Avedisian does not believe the impact will be significant.
“ If you were to look at all of the Warwick-based students that are in charter schools across the state, I think it is very limited,” he said. “I do not expect that there will be a negative impact to our school system at all. In fact, I hope that there is a way to bridge the two systems to make both of them stronger.”
Achievement First has hired seven teachers to date, four of whom are current Rhode Islanders, with a plan to bring in 22 to 25 teachers total for the first year. On Monday, the organization’s Board of Directors confirmed Morgan Carter as the founding school principal. Carter is a graduate of the University of Washington and Walden University, and was a founding teacher at Achievement First’s Amistad Academy Elementary School before becoming its academic dean.
The deadline for the lottery is Feb. 22 at midnight, and the lottery will be conducted on March 1.
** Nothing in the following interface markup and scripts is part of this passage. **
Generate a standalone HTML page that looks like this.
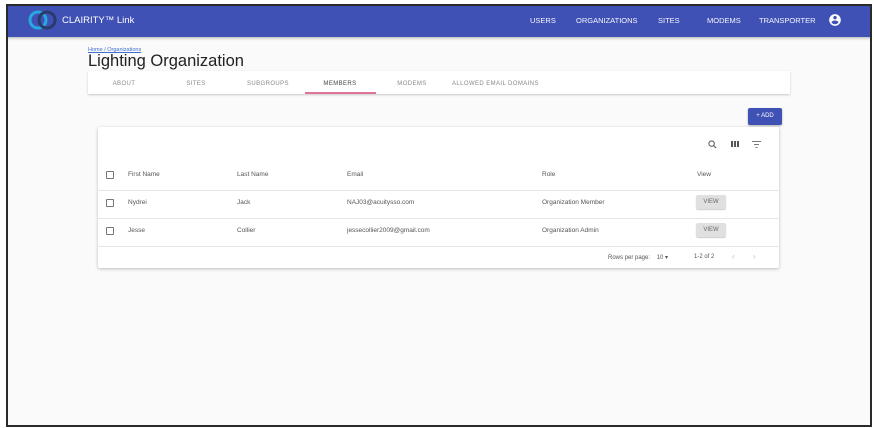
<!DOCTYPE html>
<html><head><style>
*{box-sizing:border-box;margin:0;padding:0}
body{width:874px;height:428px;background:#fff;font-family:"Liberation Sans",sans-serif;position:relative;overflow:hidden}
.frame{position:absolute;left:6px;top:4px;width:866px;height:423px;background:#fafafa;overflow:hidden}
.bord{position:absolute;left:6px;top:4px;width:866px;height:423px;border:2.5px solid #2a2a2a;z-index:10}
.hdr{position:absolute;left:0;top:0;right:0;height:33px;background:#3f51b5;box-shadow:0 1px 3px rgba(0,0,0,.3)}
.hdr .t{position:absolute;left:56px;top:11px;color:#fff;font-size:9.5px}
.nav{position:absolute;top:12px;color:#fff;font-size:7.5px;opacity:.95}
.abs{position:absolute}
.tabs{position:absolute;left:82px;top:67px;width:702px;height:23px;background:#fff;box-shadow:0 1px 2px rgba(0,0,0,.2)}
.tab{position:absolute;top:9.5px;font-size:6px;color:#888;letter-spacing:.4px;width:72px;text-align:center}
.card{position:absolute;left:92px;top:123px;width:681px;height:141px;background:#fff;box-shadow:0 1px 3px rgba(0,0,0,.25);border-radius:2px}
.row{position:absolute;left:0;right:0;height:28px;border-bottom:1px solid #e6e6e6;font-size:6.5px;color:#555}
.row span{position:absolute;top:8px}
.cb{position:absolute;left:8px;top:7.5px;width:8px;height:8px;border:1.2px solid #777;border-radius:1px}
.vb{position:absolute;left:598px;top:4px;width:30px;height:14px;background:#e0e0e0;border-radius:2px;font-size:6px;text-align:center;line-height:14px;color:#666;box-shadow:0 1px 1px rgba(0,0,0,.2)}
</style></head><body>
<div class="bord"></div>
<div class="frame">
<div class="hdr">
<svg class="abs" style="left:22px;top:5px" width="30" height="22" viewBox="0 0 30 22"><circle cx="10" cy="11" r="8" fill="none" stroke="#29a8e0" stroke-width="3"/><circle cx="19" cy="11" r="8" fill="none" stroke="#2a3a6a" stroke-width="3"/></svg>
<div class="t">CLAIRITY™ Link</div>
<div class="nav" style="left:524px">USERS</div>
<div class="nav" style="left:570px">ORGANIZATIONS</div>
<div class="nav" style="left:652px">SITES</div>
<div class="nav" style="left:701px">MODEMS</div>
<div class="nav" style="left:753px">TRANSPORTER</div>
<svg class="abs" style="left:822px;top:9px" width="14" height="14" viewBox="0 0 24 24"><path fill="#fff" d="M12 2C6.5 2 2 6.5 2 12s4.5 10 10 10 10-4.5 10-10S17.5 2 12 2zm0 3c1.7 0 3 1.3 3 3s-1.3 3-3 3-3-1.3-3-3 1.3-3 3-3zm0 14.2c-2.5 0-4.7-1.3-6-3.2 0-2 4-3.1 6-3.1s6 1.1 6 3.1c-1.3 1.9-3.5 3.2-6 3.2z"/></svg>
</div>
<div class="tabs">
<div class="tab" style="left:0">ABOUT</div>
<div class="tab" style="left:72px">SITES</div>
<div class="tab" style="left:144px">SUBGROUPS</div>
<div class="tab" style="left:216px;color:#444">MEMBERS</div>
<div class="tab" style="left:288px">MODEMS</div>
<div class="tab" style="left:360px;width:120px;text-align:left;padding-left:4px">ALLOWED EMAIL DOMAINS</div>
<div class="abs" style="left:217px;top:21px;width:71px;height:2px;background:#e0739a"></div>
</div>
<div class="abs" style="left:82px;top:43px;font-size:5.5px;color:#3f6fd0;text-decoration:underline">Home / Organizations</div>
<div class="abs" style="left:82px;top:48px;font-size:16.5px;color:#222;line-height:19px">Lighting Organization</div>
<div class="abs" style="left:742px;top:104px;width:34px;height:17px;background:#3f51b5;border-radius:2px;color:#fff;font-size:6px;text-align:center;line-height:17px;box-shadow:0 1px 2px rgba(0,0,0,.3)">+ ADD</div>
<div class="card">
<svg class="abs" style="left:610px;top:13px" width="9" height="9" viewBox="0 0 10 10"><circle cx="4" cy="4" r="3" fill="none" stroke="#666" stroke-width="1.2"/><path d="M6.2 6.2L9 9" stroke="#666" stroke-width="1.3"/></svg>
<div class="abs" style="left:633px;top:14px;width:8px;height:6px;background:repeating-linear-gradient(90deg,#555 0 2px,#fff 2px 3px)"></div>
<svg class="abs" style="left:654px;top:14px" width="9" height="7" viewBox="0 0 9 7"><path d="M0 .5H9M2 3.5H7M3.5 6.5H5.5" stroke="#777" stroke-width="1"/></svg>
<div class="row" style="top:36px"><div class="cb"></div><span style="left:30px">First Name</span><span style="left:139px">Last Name</span><span style="left:249px">Email</span><span style="left:444px">Role</span><span style="left:599px">View</span></div>
<div class="row" style="top:64px"><div class="cb"></div><span style="left:30px">Nydrei</span><span style="left:139px">Jack</span><span style="left:249px">NAJ03@acuitysso.com</span><span style="left:444px">Organization Member</span><div class="vb">VIEW</div></div>
<div class="row" style="top:92px"><div class="cb"></div><span style="left:30px">Jesse</span><span style="left:139px">Collier</span><span style="left:249px">jessecollier2009@gmail.com</span><span style="left:444px">Organization Admin</span><div class="vb">VIEW</div></div>
<div class="abs" style="left:510px;top:127px;font-size:6px;color:#555">Rows per page:&nbsp;&nbsp;&nbsp; 10 ▾</div>
<div class="abs" style="left:596px;top:127px;font-size:6px;color:#555">1-2 of 2</div>
<div class="abs" style="left:634px;top:125px;font-size:8px;color:#bbb">‹</div>
<div class="abs" style="left:655px;top:125px;font-size:8px;color:#bbb">›</div>
</div>
</div>
</body></html>
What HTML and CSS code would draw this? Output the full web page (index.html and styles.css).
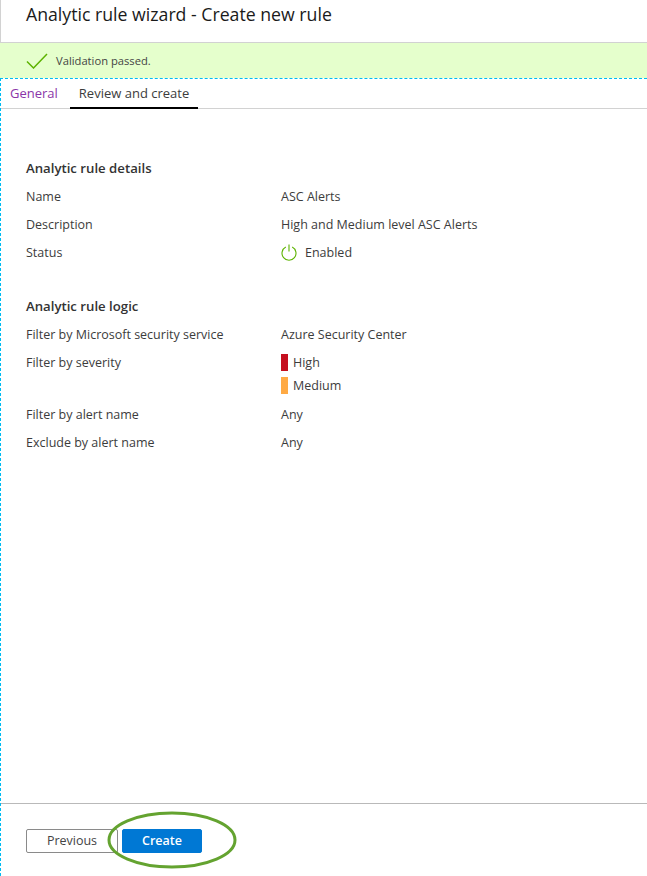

“It’s a very simple method for families, which really only involves giving the information for your child and information for the guardian,” Smith said.
In addition to the families that sought out applications independently, Achievement First did a 3,600-person mailing, which included applications, across the four sending communities. Another 1,500 applications were mailed in Spanish. Some families also submitted applications through Providence’s school enrollment forms, which give guardians the option to indicate top school choices.
Smith and his colleagues are encouraging interested families to continue to apply in the final week.
“We just want to make sure that all families are aware of the option and that if it seems right for them and their children, they will have a fair shake in going through the lottery process,” he said. “We accept all students, regardless if English is their second language, if they have IEPs ... we are taking all students into the school and want, as part of our mission, to serve Rhode Island’s highest need students.”